Sampling: Generating a population of perturbed versions of the model parameters (e.g., by adding Gaussian noise).
Evaluation: Evaluating the objective function (fitness) for each perturbed parameter set.
Update: Updating the main model parameters based on the fitness of the perturbed versions, typically by moving towards the direction of higher fitness. ES is known for its scalability, ease of parallelization, and robustness to sparse or noisy rewards, making it suitable for problems where traditional gradient-based methods are challenging.

3.2. Previous Works

The paper builds upon and differentiates itself from several key CFR variants and related optimization techniques:

3.2.1. Counterfactual Regret Minimization (CFR)

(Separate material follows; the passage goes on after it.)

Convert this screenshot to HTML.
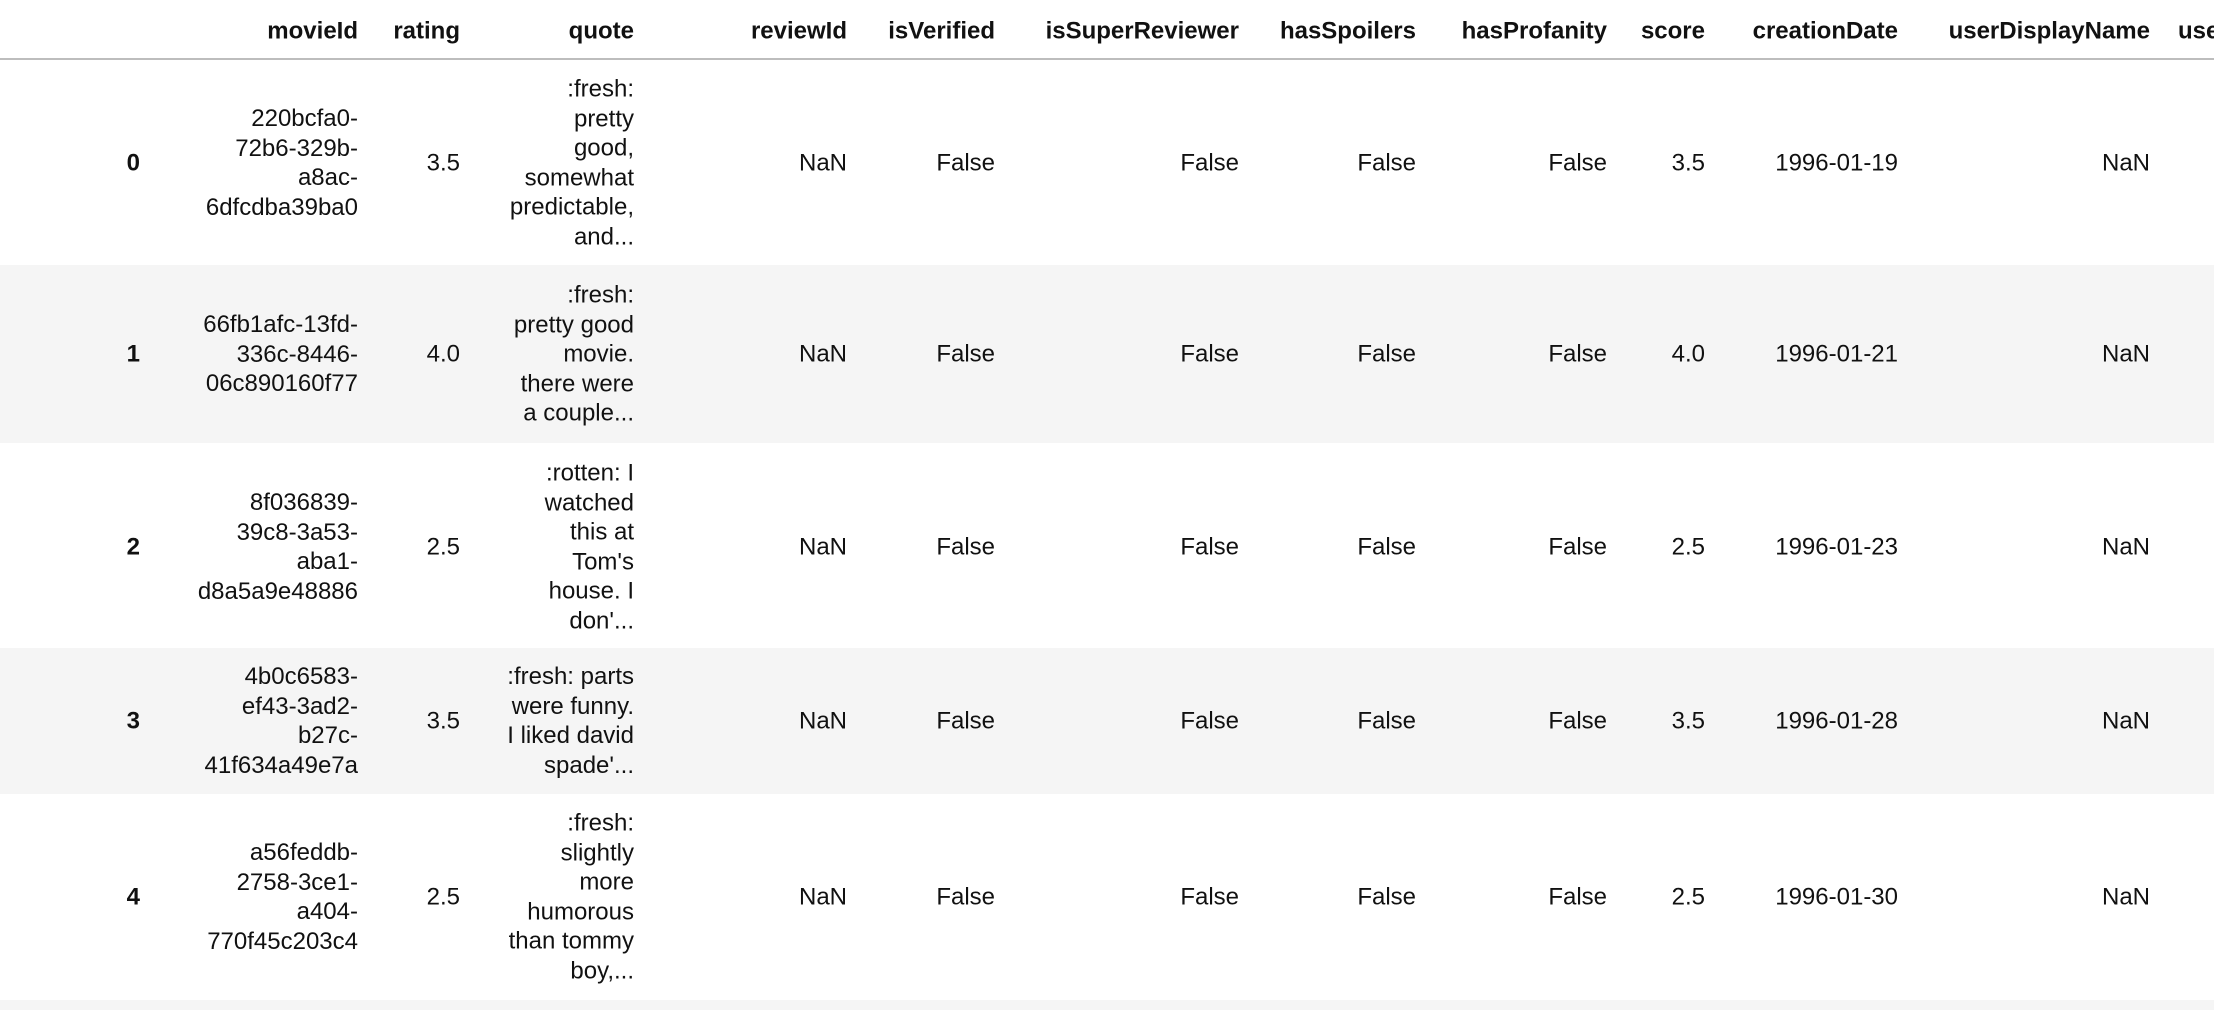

Introduced by Zinkevich et al. (2007), CFR is a fundamental iterative algorithm for finding Nash equilibria in extensive-form IIGs. It works by iteratively traversing the game tree, calculating instantaneous regrets for not choosing certain actions, accumulating these regrets, and then updating strategies using regret-matching (Hart & Mas-Colell, 2000; Cesa-Bianchi & Lugosi, 2006). The time-averaged strategy profile converges to a Nash equilibrium.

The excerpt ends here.